**Written task**
Read the entries below and pull out each line with the string "that".
*****
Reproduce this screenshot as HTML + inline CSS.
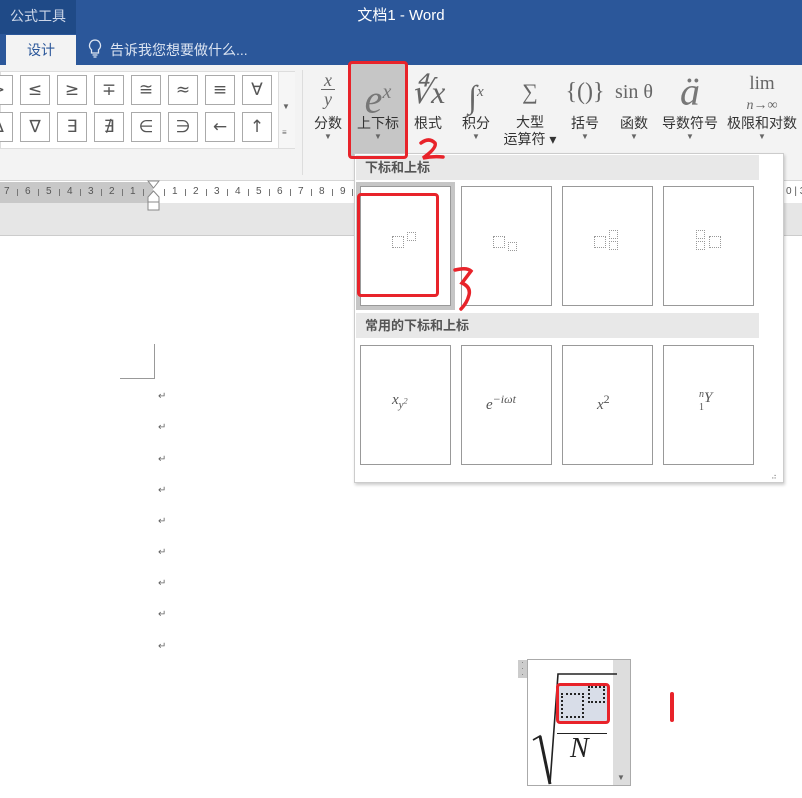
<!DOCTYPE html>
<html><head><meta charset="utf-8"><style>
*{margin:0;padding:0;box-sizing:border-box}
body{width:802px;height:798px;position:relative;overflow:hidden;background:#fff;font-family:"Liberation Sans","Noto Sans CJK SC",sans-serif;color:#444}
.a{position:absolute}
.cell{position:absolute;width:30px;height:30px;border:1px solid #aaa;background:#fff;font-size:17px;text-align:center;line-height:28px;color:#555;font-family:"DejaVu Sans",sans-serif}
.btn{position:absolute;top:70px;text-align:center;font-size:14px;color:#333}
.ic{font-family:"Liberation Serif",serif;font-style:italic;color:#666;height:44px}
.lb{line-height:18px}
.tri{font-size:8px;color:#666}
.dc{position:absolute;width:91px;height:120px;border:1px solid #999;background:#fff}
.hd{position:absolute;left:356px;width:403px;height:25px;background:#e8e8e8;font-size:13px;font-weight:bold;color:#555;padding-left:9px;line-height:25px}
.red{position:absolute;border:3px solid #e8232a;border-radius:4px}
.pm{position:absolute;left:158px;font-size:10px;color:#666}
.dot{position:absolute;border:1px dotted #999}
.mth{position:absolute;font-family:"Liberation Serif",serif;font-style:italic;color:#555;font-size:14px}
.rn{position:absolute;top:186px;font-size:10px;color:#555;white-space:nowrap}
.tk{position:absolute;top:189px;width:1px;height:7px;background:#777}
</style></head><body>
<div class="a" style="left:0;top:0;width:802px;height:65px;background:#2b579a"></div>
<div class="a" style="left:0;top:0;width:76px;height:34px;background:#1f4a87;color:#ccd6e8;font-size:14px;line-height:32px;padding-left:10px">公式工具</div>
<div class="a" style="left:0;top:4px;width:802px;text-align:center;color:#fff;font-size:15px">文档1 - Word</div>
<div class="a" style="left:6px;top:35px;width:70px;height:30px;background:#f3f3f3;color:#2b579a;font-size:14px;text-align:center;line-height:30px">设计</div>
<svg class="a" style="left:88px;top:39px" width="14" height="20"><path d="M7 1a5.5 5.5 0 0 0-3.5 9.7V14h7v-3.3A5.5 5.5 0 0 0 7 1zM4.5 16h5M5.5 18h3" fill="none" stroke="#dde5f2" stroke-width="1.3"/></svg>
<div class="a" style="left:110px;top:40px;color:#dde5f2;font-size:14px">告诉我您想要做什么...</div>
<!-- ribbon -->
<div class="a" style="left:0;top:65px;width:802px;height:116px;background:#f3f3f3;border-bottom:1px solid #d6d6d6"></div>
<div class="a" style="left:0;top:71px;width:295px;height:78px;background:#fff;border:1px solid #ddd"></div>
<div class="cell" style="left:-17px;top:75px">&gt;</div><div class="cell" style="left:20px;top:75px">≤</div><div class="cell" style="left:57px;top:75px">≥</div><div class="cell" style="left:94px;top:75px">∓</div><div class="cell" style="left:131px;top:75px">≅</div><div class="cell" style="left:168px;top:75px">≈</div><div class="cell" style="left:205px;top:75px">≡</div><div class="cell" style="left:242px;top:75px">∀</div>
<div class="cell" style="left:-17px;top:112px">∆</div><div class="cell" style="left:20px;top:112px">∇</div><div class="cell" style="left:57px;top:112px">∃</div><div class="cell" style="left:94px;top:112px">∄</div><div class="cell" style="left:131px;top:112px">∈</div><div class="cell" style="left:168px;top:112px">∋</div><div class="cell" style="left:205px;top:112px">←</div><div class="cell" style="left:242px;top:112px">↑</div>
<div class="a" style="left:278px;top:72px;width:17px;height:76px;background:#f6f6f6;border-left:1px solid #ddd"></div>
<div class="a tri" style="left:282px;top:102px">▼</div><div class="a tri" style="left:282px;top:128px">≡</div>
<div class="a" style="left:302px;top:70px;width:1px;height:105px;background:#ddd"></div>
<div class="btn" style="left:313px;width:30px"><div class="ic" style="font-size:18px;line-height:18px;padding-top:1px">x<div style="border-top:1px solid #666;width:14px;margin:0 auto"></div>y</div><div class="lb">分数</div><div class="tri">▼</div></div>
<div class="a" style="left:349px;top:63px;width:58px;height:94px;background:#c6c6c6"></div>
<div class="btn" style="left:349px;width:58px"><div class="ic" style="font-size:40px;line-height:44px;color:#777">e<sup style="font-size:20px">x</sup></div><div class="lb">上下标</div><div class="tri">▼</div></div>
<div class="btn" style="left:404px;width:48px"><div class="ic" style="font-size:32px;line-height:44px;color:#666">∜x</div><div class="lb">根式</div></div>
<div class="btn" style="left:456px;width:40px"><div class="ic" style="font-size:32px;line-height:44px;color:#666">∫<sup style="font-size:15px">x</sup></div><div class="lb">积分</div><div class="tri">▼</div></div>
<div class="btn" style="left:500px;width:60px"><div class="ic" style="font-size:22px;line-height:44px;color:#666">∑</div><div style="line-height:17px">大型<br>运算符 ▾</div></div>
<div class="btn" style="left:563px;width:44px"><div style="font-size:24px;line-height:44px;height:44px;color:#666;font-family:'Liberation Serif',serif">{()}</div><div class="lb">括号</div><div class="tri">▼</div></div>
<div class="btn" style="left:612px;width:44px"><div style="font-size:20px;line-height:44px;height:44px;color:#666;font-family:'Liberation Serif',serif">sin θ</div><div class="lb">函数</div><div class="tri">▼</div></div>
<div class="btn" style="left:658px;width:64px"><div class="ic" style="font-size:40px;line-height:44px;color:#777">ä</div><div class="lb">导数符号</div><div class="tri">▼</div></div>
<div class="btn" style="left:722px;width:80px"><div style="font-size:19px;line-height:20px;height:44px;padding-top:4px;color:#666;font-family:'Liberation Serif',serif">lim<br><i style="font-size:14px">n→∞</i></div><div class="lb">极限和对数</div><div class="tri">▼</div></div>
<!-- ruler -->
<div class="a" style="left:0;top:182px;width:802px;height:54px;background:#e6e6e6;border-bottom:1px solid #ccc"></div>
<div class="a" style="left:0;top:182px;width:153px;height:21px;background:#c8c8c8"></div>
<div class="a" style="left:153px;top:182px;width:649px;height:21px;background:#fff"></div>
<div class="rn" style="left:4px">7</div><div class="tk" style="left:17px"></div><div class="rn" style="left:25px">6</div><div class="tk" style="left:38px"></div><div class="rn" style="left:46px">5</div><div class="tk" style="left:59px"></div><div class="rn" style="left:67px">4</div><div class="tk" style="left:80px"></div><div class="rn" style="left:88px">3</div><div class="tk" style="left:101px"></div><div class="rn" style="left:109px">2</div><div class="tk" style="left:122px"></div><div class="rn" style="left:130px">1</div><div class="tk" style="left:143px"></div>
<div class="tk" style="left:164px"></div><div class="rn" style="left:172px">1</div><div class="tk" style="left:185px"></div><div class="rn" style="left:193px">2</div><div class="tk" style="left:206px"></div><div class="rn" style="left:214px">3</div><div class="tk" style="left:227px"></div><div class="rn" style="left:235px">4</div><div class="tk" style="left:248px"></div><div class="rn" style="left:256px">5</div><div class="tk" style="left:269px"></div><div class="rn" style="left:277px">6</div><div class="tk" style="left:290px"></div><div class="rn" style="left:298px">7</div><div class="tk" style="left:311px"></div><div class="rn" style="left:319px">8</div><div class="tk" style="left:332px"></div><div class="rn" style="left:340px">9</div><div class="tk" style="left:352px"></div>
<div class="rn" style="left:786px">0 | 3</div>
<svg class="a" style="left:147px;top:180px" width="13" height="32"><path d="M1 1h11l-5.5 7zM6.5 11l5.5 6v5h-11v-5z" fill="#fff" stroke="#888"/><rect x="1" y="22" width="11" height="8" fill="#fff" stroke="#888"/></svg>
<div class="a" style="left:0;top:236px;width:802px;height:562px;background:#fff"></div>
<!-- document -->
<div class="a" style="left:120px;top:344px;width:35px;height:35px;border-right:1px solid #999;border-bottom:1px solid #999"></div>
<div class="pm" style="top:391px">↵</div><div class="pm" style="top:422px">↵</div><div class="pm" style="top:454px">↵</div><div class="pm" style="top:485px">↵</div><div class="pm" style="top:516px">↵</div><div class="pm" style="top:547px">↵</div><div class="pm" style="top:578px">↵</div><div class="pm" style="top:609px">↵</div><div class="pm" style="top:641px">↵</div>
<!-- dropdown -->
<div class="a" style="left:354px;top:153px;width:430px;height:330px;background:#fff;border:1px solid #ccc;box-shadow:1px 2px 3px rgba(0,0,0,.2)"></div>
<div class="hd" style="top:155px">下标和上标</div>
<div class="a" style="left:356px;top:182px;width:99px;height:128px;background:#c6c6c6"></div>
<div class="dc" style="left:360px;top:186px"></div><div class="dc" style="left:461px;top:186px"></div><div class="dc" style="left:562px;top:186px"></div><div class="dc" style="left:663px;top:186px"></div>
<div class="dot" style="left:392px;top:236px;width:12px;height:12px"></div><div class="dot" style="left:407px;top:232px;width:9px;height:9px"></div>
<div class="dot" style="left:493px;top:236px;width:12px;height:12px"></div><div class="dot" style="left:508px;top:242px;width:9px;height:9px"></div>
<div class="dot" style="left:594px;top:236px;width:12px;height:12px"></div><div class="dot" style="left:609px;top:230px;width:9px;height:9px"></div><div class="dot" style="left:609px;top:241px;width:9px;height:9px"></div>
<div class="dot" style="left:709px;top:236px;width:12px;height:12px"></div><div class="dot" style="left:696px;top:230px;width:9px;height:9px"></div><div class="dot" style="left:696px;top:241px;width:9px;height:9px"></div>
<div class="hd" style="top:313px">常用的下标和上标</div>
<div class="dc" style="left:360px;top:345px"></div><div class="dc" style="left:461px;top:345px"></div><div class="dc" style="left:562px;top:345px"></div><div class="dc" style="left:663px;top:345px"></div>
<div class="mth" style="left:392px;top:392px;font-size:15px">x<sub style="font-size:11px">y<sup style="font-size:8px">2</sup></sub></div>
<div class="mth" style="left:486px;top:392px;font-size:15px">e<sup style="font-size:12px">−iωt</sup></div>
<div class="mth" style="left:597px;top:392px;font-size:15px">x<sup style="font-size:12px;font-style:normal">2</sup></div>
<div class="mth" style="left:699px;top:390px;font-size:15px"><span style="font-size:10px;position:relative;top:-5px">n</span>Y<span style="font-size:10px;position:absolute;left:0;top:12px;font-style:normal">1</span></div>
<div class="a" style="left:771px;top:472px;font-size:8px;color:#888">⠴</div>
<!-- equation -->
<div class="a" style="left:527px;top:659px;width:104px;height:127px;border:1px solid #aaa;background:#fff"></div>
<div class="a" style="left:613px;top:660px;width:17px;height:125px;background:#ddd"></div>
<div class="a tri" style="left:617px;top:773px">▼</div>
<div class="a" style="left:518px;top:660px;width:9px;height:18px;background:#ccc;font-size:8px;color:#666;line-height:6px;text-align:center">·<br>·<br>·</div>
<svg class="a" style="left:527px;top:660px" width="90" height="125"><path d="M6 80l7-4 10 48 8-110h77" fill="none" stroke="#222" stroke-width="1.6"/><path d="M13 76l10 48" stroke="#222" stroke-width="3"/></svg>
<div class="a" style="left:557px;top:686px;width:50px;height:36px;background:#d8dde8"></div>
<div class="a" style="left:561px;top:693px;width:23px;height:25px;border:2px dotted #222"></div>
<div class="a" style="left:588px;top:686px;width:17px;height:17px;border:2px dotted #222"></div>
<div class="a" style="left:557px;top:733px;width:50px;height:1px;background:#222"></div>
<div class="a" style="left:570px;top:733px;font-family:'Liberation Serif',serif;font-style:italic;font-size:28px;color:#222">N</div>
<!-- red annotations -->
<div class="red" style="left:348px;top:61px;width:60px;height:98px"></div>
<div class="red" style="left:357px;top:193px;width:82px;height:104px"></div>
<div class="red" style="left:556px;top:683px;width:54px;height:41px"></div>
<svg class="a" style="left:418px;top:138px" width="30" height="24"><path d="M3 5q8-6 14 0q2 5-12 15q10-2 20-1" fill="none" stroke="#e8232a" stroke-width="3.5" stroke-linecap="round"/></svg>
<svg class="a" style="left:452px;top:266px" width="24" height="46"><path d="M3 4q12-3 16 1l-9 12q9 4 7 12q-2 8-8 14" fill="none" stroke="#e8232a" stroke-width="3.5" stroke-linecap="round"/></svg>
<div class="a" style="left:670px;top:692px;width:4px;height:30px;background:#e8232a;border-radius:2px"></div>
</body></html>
*****
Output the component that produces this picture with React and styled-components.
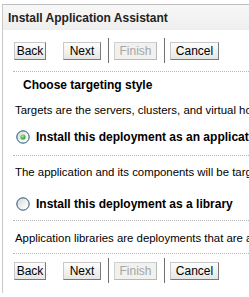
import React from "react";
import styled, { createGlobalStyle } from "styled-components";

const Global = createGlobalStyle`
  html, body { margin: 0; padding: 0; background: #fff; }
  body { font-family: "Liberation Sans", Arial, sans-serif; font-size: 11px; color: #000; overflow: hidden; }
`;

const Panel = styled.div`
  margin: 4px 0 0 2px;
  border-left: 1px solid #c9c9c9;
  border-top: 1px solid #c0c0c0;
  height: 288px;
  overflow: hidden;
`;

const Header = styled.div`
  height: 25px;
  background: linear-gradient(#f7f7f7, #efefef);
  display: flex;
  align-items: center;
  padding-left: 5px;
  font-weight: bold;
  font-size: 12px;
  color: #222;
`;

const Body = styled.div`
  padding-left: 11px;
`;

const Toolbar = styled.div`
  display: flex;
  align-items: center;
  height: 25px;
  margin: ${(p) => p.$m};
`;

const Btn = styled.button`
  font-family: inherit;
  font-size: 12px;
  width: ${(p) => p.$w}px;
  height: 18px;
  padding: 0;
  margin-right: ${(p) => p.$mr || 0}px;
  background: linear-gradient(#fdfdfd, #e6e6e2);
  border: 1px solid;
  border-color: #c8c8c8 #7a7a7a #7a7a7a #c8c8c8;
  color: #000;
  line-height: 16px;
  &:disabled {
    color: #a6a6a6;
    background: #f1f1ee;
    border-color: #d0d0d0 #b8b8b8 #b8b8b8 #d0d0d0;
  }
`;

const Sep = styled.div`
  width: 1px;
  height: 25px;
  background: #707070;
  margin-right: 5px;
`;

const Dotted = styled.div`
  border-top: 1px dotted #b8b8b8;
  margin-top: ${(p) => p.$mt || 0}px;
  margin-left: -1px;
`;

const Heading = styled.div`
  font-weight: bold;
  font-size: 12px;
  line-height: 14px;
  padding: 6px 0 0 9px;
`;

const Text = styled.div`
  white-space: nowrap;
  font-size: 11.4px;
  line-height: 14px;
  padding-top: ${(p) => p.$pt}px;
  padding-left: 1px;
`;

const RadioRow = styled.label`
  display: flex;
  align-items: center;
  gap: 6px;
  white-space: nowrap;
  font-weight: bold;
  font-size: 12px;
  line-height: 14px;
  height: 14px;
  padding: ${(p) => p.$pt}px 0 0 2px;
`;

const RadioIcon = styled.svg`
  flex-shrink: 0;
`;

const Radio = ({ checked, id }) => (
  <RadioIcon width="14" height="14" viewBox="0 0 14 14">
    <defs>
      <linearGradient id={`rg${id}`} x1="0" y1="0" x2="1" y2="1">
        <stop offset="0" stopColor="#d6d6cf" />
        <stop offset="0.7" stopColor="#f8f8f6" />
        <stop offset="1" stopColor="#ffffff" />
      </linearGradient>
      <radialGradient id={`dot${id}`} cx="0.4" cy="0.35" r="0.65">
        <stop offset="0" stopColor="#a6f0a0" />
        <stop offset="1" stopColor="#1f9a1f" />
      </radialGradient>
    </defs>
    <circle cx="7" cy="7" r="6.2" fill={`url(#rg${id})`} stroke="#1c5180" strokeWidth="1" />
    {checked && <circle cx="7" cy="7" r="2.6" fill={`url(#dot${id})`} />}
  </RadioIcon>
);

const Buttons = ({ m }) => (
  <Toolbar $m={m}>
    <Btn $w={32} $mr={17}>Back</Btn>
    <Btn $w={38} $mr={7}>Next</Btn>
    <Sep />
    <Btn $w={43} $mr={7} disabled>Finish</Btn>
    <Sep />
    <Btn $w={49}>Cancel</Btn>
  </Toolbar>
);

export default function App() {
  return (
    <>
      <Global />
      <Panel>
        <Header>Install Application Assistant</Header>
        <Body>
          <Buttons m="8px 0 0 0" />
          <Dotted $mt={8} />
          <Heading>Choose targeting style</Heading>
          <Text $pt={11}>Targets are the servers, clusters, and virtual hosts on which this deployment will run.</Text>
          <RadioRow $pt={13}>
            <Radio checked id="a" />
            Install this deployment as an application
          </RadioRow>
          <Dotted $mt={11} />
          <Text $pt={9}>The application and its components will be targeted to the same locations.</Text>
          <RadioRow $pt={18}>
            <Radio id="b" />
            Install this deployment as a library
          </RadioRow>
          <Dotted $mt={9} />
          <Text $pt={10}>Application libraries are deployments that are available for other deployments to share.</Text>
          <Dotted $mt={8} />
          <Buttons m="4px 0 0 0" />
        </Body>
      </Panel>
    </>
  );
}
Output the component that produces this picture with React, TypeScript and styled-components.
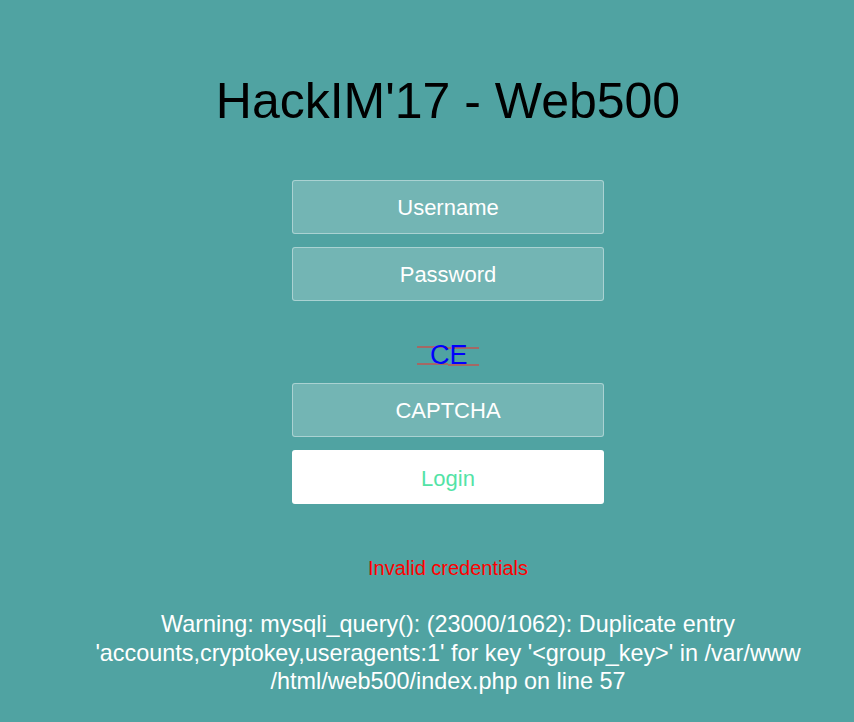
*****
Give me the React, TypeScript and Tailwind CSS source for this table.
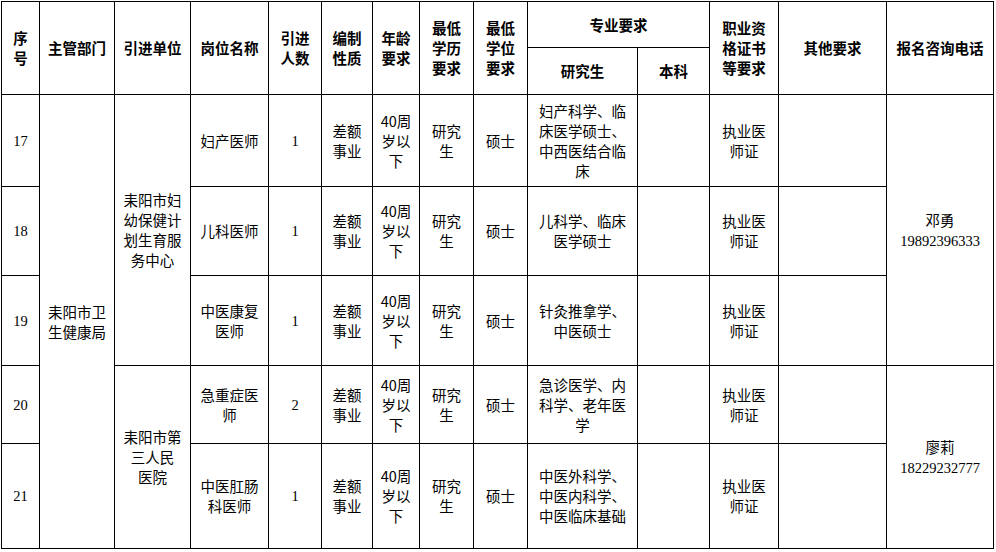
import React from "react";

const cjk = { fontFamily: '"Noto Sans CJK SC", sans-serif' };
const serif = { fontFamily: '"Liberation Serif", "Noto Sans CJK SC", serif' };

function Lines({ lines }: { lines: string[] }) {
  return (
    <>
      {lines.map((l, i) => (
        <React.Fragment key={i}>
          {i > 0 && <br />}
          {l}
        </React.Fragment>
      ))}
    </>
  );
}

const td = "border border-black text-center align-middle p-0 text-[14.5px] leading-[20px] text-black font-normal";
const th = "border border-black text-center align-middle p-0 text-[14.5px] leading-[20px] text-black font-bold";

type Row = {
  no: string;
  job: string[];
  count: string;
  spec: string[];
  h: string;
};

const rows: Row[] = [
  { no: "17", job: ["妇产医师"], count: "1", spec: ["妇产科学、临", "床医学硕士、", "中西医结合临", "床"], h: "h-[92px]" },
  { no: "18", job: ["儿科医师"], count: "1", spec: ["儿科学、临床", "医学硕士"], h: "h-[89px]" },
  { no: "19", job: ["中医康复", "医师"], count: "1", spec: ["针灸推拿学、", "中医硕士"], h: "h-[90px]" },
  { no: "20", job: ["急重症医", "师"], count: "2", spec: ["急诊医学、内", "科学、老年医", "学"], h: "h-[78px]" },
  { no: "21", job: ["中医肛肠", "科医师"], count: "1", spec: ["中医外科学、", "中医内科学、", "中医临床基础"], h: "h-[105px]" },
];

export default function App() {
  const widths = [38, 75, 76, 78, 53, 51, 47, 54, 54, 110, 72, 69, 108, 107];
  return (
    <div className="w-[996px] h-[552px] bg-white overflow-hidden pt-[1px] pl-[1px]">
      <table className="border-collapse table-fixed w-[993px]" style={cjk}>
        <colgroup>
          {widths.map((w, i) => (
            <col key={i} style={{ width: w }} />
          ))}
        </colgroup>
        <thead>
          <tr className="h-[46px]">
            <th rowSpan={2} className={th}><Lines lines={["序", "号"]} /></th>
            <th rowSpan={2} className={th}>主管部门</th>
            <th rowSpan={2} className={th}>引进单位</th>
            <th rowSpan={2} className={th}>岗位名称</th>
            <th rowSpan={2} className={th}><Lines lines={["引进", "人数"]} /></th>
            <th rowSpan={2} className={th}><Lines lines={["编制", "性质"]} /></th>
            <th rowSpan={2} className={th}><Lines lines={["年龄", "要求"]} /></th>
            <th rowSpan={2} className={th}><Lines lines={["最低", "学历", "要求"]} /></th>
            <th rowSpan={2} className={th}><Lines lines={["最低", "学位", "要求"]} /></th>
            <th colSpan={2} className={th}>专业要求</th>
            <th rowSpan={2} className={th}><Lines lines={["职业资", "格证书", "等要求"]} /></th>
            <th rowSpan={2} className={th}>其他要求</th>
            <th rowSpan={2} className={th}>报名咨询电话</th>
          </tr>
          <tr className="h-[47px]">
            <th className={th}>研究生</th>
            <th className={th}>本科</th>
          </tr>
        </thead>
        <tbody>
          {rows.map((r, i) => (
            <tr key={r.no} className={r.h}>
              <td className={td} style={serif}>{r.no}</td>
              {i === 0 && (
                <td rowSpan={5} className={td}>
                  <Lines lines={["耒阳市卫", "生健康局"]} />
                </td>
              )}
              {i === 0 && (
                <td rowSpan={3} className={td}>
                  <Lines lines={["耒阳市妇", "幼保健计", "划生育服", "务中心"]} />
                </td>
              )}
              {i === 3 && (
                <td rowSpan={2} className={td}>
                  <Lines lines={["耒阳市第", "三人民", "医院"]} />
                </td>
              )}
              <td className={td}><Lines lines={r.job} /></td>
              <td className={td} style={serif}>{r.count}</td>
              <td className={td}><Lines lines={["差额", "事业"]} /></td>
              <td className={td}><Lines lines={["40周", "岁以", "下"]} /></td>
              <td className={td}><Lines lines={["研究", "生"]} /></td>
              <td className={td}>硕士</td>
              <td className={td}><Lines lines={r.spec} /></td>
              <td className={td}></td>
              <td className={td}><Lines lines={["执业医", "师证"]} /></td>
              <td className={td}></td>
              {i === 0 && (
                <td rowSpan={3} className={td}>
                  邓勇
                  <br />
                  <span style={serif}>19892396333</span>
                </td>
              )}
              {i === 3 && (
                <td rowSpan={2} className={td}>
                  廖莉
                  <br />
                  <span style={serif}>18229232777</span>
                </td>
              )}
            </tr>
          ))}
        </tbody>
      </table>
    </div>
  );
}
*****
**Output**
Output the component that produces this picture with React and styled-components.
          <Text $pt={10}>Application libraries are deployments that are available for other deployments to share.</Text>
Output the component that produces this picture with React, TypeScript and styled-components.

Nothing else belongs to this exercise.